Les juifs allemands redoutent à tort l'antisémitisme des musulmans plus que celui des nationalistes
- Avec AFP
Selon un rapport d'experts allemands sur l'antisémitisme, les juifs surestiment largement la menace d'agressions antisémites venant de la part des musulmans en Allemagne. Les réseaux sociaux seraient en partie responsables de ce clivage.
La communauté juive d'Allemagne se dit de plus en plus inquiète pour sa sécurité et redoute en particulier l'antisémitisme au sein de la population musulmane et chez les réfugiés, affirme un rapport d'experts publié le 25 avril.
A la question : «Quelles personnes ou groupes de personnes vous ont physiquement, verbalement ou moralement agressé en 2016 ?», une majorité de juifs allemands ont répondu en premier «des musulmans», indique un rapport bisannuel sur l'antisémitisme, rédigé par des experts mandatés par le Bundestag, la chambre basse du Parlement allemand.
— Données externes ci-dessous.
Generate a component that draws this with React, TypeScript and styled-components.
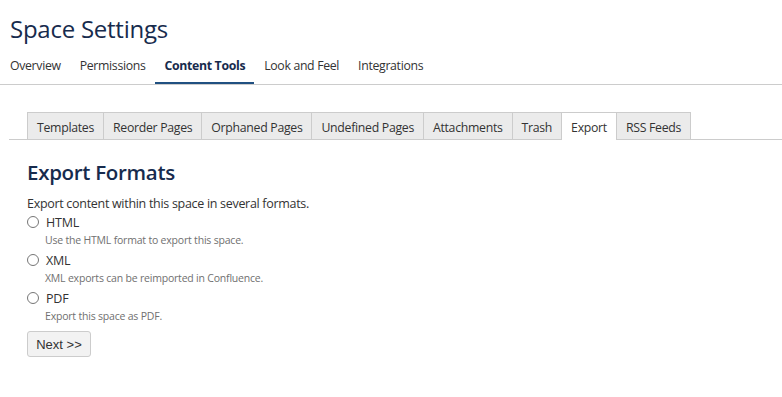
import React from "react";
import styled, { createGlobalStyle } from "styled-components";

const Global = createGlobalStyle`
  html, body { margin: 0; padding: 0; background: #fff; }
  body { font-family: "Open Sans", "Noto Sans", sans-serif; color: #333; }
`;

const Page = styled.div`
  width: 782px;
  height: 397px;
  overflow: hidden;
  background: #fff;
`;

const Title = styled.h1`
  margin: 0;
  padding: 12px 0 0 10px;
  height: 36px;
  font-size: 24px;
  font-weight: 400;
  line-height: 34px;
  color: #172b4d;
  letter-spacing: -0.25px;
`;

const Nav = styled.nav`
  display: flex;
  margin-top: 4px;
  border-bottom: 1px solid #ccc;
  height: 32px;
`;

const NavItem = styled.div<{ $active?: boolean }>`
  padding: 0 9px 0 10px;
  font-size: 12.3px;
  letter-spacing: -0.33px;
  line-height: 28px;
  height: 32px;
  box-sizing: border-box;
  color: ${(p) => (p.$active ? "#172b4d" : "#333")};
  font-weight: ${(p) => (p.$active ? 700 : 400)};
  border-bottom: 2px solid ${(p) => (p.$active ? "#205081" : "transparent")};
`;

const TabBar = styled.div`
  display: flex;
  margin: 27px 0 0 9px;
  padding-left: 18px;
  border-bottom: 1px solid #ccc;
`;

const Tab = styled.div<{ $active?: boolean }>`
  box-sizing: border-box;
  line-height: 25px;
  padding: 2px 9px 0;
  font-size: 12.3px;
  letter-spacing: -0.3px;
  color: #333;
  background: ${(p) => (p.$active ? "#fff" : "#ebebeb")};
  border: 1px solid #ccc;
  border-bottom: none;
  margin-bottom: ${(p) => (p.$active ? "-1px" : "0")};
  height: ${(p) => (p.$active ? "28px" : "27px")};
  & + & {
    border-left: none;
  }
`;

const Content = styled.div`
  padding: 18px 0 0 27px;
`;

const Heading = styled.h2`
  margin: 0;
  font-size: 20.5px;
  font-weight: 600;
  line-height: 28px;
  color: #172b4d;
  letter-spacing: -0.3px;
`;

const Intro = styled.p`
  margin: 9px 0 0;
  font-size: 12.5px;
  line-height: 18px;
  letter-spacing: -0.3px;
  color: #333;
`;

const Option = styled.div`
  display: flex;
  flex-direction: column;
  margin-bottom: 1px;
`;

const OptionRow = styled.label`
  display: flex;
  align-items: center;
  height: 18px;
  font-size: 12.5px;
  letter-spacing: -0.2px;
  color: #333;
`;

const Radio = styled.span`
  width: 10px;
  height: 10px;
  border: 1px solid #767676;
  border-radius: 50%;
  margin-right: 7px;
  background: #fff;
`;

const Desc = styled.div`
  padding-left: 18px;
  font-size: 10.5px;
  line-height: 19px;
  color: #707070;
  letter-spacing: -0.2px;
`;

const Button = styled.button`
  margin-top: 4px;
  width: 64px;
  height: 26px;
  background: #f2f2f2;
  border: 1px solid #ccc;
  border-radius: 3px;
  font-family: "Liberation Sans", Arial, sans-serif;
  font-size: 13px;
  color: #333;
  padding: 0;
`;

const navItems = ["Overview", "Permissions", "Content Tools", "Look and Feel", "Integrations"];
const tabs = ["Templates", "Reorder Pages", "Orphaned Pages", "Undefined Pages", "Attachments", "Trash", "Export", "RSS Feeds"];
const options = [
  { name: "HTML", desc: "Use the HTML format to export this space." },
  { name: "XML", desc: "XML exports can be reimported in Confluence." },
  { name: "PDF", desc: "Export this space as PDF." },
];

export default function App() {
  return (
    <Page>
      <Global />
      <Title>Space Settings</Title>
      <Nav>
        {navItems.map((n) => (
          <NavItem key={n} $active={n === "Content Tools"}>
            {n}
          </NavItem>
        ))}
      </Nav>
      <TabBar>
        {tabs.map((t) => (
          <Tab key={t} $active={t === "Export"}>
            {t}
          </Tab>
        ))}
      </TabBar>
      <Content>
        <Heading>Export Formats</Heading>
        <Intro>Export content within this space in several formats.</Intro>
        {options.map((o) => (
          <Option key={o.name}>
            <OptionRow>
              <Radio />
              {o.name}
            </OptionRow>
            <Desc>{o.desc}</Desc>
          </Option>
        ))}
        <Button>Next &gt;&gt;</Button>
      </Content>
    </Page>
  );
}
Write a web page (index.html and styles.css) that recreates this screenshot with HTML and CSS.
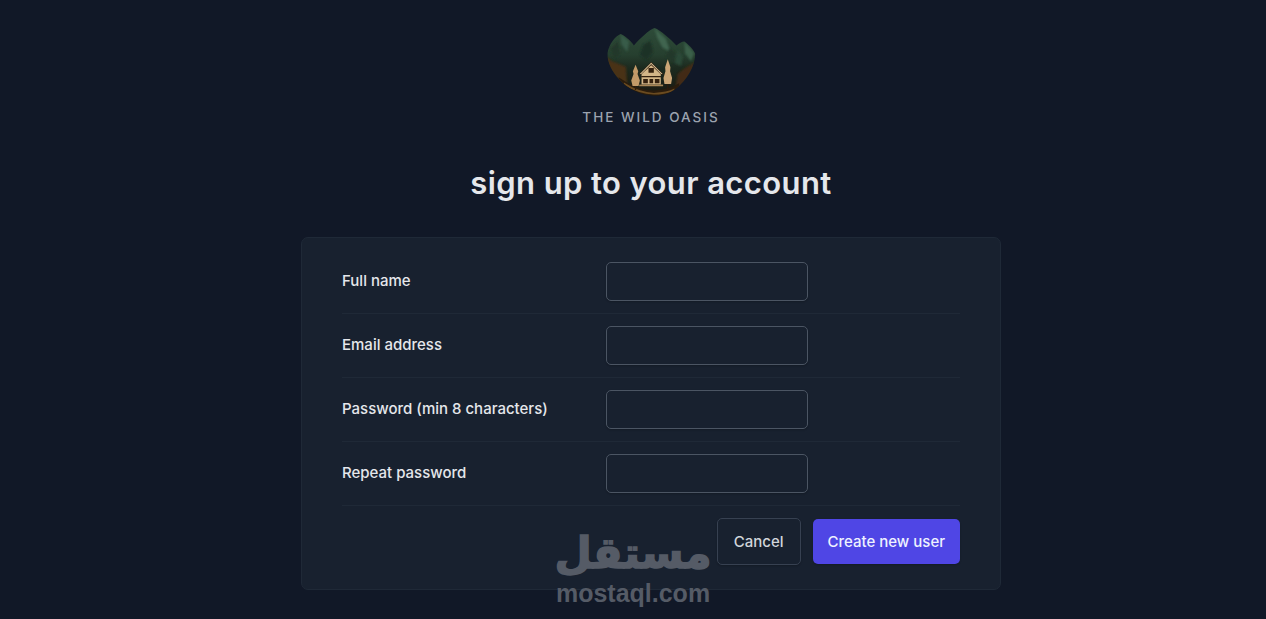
FILE: index.html
```html
<!DOCTYPE html>
<html lang="en">
<head>
	<title>The Wild Oasis - sign up</title>
	<meta charset="utf-8">
	<meta name="viewport" content="width=device-width, initial-scale=1">
	<link rel="stylesheet" href="styles.css">
</head>
<body>
	<main class="page">
		<div class="logo">
			<svg class="logo-art" viewBox="3 3 280 216" width="93" height="72" aria-hidden="true">
				<defs>
					<clipPath id="bowl">
						<path d="M10 88 C16 60 32 38 50 30 C62 34 80 50 90 64 C108 44 135 18 152 12 C170 18 200 46 218 64 C226 58 234 52 242 52 C255 62 270 76 275 90 C274 125 250 170 215 195 C195 210 170 216 148 215 C110 213 72 195 45 165 C25 145 10 115 10 88 Z"/>
					</clipPath>
					<linearGradient id="hill" x1="0" y1="0" x2="0" y2="1">
						<stop offset="0" stop-color="#2f4e3b"/>
						<stop offset="0.42" stop-color="#263f2f"/>
						<stop offset="0.6" stop-color="#1c2a1f"/>
						<stop offset="1" stop-color="#1a1810"/>
					</linearGradient>
					<filter id="soft" x="-10%" y="-10%" width="120%" height="120%">
						<feGaussianBlur stdDeviation="3"/>
					</filter>
				</defs>
				<g clip-path="url(#bowl)">
					<rect x="0" y="0" width="280" height="220" fill="url(#hill)"/>
					<g filter="url(#soft)">
						<path d="M152 12 L186 44 L200 84 L176 70 L160 40 Z" fill="#3f6550"/>
						<path d="M242 52 L272 86 L262 112 L244 88 Z" fill="#3a5e49"/>
						<path d="M50 30 L76 52 L70 84 L52 60 Z" fill="#395c48"/>
						<path d="M118 62 L140 50 L148 84 L128 108 L108 92 Z" fill="#1f3327"/>
						<path d="M20 74 L42 52 L48 92 L30 104 Z" fill="#223829"/>
						<path d="M196 72 L216 88 L206 116 L186 100 Z" fill="#22392b"/>
						<path d="M222 78 L238 96 L232 126 L212 116 Z" fill="#2c4937"/>
						<path d="M0 92 L24 112 L66 128 L70 190 L0 190 Z" fill="#4a3116"/>
						<path d="M280 112 L244 132 L222 150 L214 200 L280 200 Z" fill="#432c13"/>
					</g>
					<path d="M44 160 Q100 200 150 200 Q195 198 226 178 L226 220 H44 Z" fill="#2a1c0d"/>
					<path d="M60 176 Q105 205 150 207 Q190 205 212 194 L212 201 Q180 212 150 212 Q105 210 60 184 Z" fill="#6b4b20"/>
				</g>
				<path d="M95 122 L103 142 L101 150 L108 170 L104 186 L86 186 L82 170 L89 150 L87 142 Z" fill="#c29a68"/>
				<path d="M192 106 L200 130 L199 142 L205 162 L202 180 L182 180 L179 162 L185 142 L184 130 Z" fill="#cca676"/>
				<path d="M93 186 H97 V198 H93 Z M190 180 H194 V198 H190 Z" fill="#2d1d0d"/>
				<path d="M113 148 L142 120 L171 148 V182 H113 Z" fill="#d2b587"/>
				<path d="M104 152 L142 114 L180 152 L172 152 L142 124 L112 152 Z" fill="#3b2613"/>
				<path d="M108 150 L142 116 L176 150 L172 150 L142 120 L112 150 Z" fill="#e0c99f"/>
				<path d="M134 132 H150 V146 H134 Z M112 156 H172 V160 H112 Z M118 165 H132 V178 H118 Z M137 165 H148 V178 H137 Z M153 165 H167 V178 H153 Z" fill="#33210f"/>
				<path d="M106 182 H178 V187 H106 Z" fill="#a88657"/>
			</svg>
			<span class="logo-name">THE WILD OASIS</span>
		</div>

		<h1 class="title">sign up to your account</h1>

		<form class="form">
			<div class="row">
				<label class="label" for="name">Full name</label>
				<input class="input" type="text" id="name">
			</div>
			<div class="row">
				<label class="label" for="email">Email address</label>
				<input class="input" type="email" id="email">
			</div>
			<div class="row">
				<label class="label" for="password">Password (min 8 characters)</label>
				<input class="input" type="password" id="password">
			</div>
			<div class="row">
				<label class="label" for="repeat">Repeat password</label>
				<input class="input" type="password" id="repeat">
			</div>
			<div class="row row-actions">
				<button class="btn btn-cancel" type="reset">Cancel</button>
				<button class="btn btn-primary" type="submit">Create new user</button>
			</div>
		</form>
	</main>

	<div class="watermark">
		<span class="watermark-ar" lang="ar" dir="rtl">مستقل</span>
		<span class="watermark-en">mostaql.com</span>
	</div>
</body>
</html>
```

FILE: styles.css
```css
* {
	box-sizing: border-box;
}

html, body {
	margin: 0;
	height: 100%;
	overflow: hidden;
	background-color: #111827;
	color: #e5e7eb;
	font-family: "Inter", "Liberation Sans", sans-serif;
}

.page {
	display: flex;
	flex-direction: column;
	align-items: center;
	padding: 25px 0 0 36px;
}

.logo {
	display: flex;
	flex-direction: column;
	align-items: center;
}

.logo-art {
	display: block;
}

.logo-name {
	margin-top: 11px;
	font-family: "Inter", sans-serif;
	font-size: 13.5px;
	font-weight: 500;
	letter-spacing: 2px;
	line-height: 18px;
	color: #9ca3af;
}

.title {
	margin: 36px 0 33px;
	font-size: 31px;
	font-weight: 600;
	letter-spacing: 0.4px;
	line-height: 42px;
	color: #e5e7eb;
}

.form {
	width: 700px;
	padding: 24px 40px;
	border: 1px solid #1f2937;
	border-radius: 7px;
	background-color: #18212f;
}

.row {
	display: flex;
	align-items: center;
	gap: 24px;
	padding: 12px 0;
	border-bottom: 1px solid #1f2937;
}

.row:first-child {
	padding-top: 0;
}

.row-actions {
	justify-content: flex-end;
	gap: 12px;
	padding-bottom: 0;
	border-bottom: none;
}

.label {
	width: 240px;
	padding-bottom: 2px;
	font-size: 15px;
	font-weight: 500;
}

.input {
	width: 202px;
	height: 39px;
	border: 1px solid #4b5563;
	border-radius: 5px;
	background-color: #18212f;
	color: #e5e7eb;
	box-shadow: 0 1px 2px rgba(0, 0, 0, 0.2);
}

.btn {
	height: 47px;
	padding: 0 16px;
	border-radius: 5px;
	font-family: inherit;
	font-size: 15px;
	font-weight: 500;
	box-shadow: 0 1px 2px rgba(0, 0, 0, 0.2);
}

.btn-cancel {
	border: 1px solid #374151;
	background-color: #18212f;
	color: #d1d5db;
}

.btn-primary {
	height: 45px;
	padding: 0 15px;
	border: none;
	background-color: #4f46e5;
	color: #eef2ff;
}

/* sits over the bottom of the form */
.watermark {
	position: absolute;
	left: 556px;
	top: 528px;
	width: 154px;
	display: flex;
	flex-direction: column;
	align-items: center;
	color: #555b66;
	pointer-events: none;
}

.watermark-ar {
	font-family: "DejaVu Sans", sans-serif;
	font-size: 43px;
	font-weight: 700;
	line-height: 50px;
	-webkit-text-stroke: 1.5px #555b66;
}

.watermark-en {
	margin-top: 1px;
	font-family: "Liberation Sans", sans-serif;
	font-size: 25px;
	font-weight: 700;
}
```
Le rapport, qui ne précise pas le nombre de personnes interrogées, insiste sur l'écart entre la perception de la menace par la communauté juive allemande et la réalité des agressions antisémites telle qu'elle est mesurée par les services de renseignement. Ces agressions restent, selon ces services cités par le rapport, en très grande majorité commises en Allemagne par des militants nationalistes ou des néo-nazis. Ainsi, selon l'Office de protection de la Constitution allemande (équivalent des renseignements intérieurs) en 2015, sur 36 crimes de nature antisémite commis en Allemagne, 30 étaient le fait de l'extrême droite et quatre ont été commis par des «étrangers».
Les auteurs du rapport, membres d'une commission composée d’universitaires et de chercheurs et mise en place en 2014, estiment que cette perception est en partie faussée par les réseaux sociaux, qui ont un effet d'amplification de «la haine et de l'agitation antisémite».
Selon une étude, l’antisémitisme se répand à l’extrême-gauche #allemandehttps://t.co/Kv2IBFYXsOpic.twitter.com/L8b38YhnE5
— RT France (@RTenfrancais) 19 июля 2016 г.
Le groupe d'experts s'alarme aussi d'un «écart significatif entre la population non juive qui ne considère pas que les manifestations actuelles d'antisémitisme soient un problème et les juifs d'Allemagne qui se sentent de plus en plus menacés». Ils recommandent en priorité la nomination par la chancellerie d'un médiateur gouvernemental pour coordonner la lutte contre l'antisémitisme en Allemagne, pays toujours engagé, sur le plan judiciaire comme politique, dans l'examen des crimes commis par l'Allemagne nazie.
L'Allemagne a accueilli depuis 2015 quelque 1,5 million de demandeurs d'asile, beaucoup fuyant guerres et persécutions en Syrie, en Irak ou en Afghanistan, des pays à populations très majoritairement musulmanes. En janvier 2016, la chancelière Angela Merkel avait appelé à «agir de façon intensive» contre l'antisémitisme, appelant notamment à la vigilance des jeunes originaires de pays «où la haine d'Israël et l'antisémitisme sont répandus».
Le débat a été relancé début avril, lorsque des parents ont expliqué à la presse avoir dû retirer leur fils de 14 ans d'une école publique où il avait été victime de harcèlement verbal antisémite et d'une agression physique de la part de camarades musulmans, notamment turcs.
Actuellement environ 250 000 juifs vivent en Allemagne, ce qui fait de cette communauté la troisième d'Europe, derrière la France et la Grande-Bretagne. Selon les chiffres publiés par l'Université hébraïque de Jérusalem en 2014, c'est d'ailleurs la France qui abrite la plus grande communauté juive en Europe, avec quelque 575 000 personnes, devant le Royaume-Uni qui en compte 370 000. Ces estimations prennent en compte des membres non-juifs des «familles juives».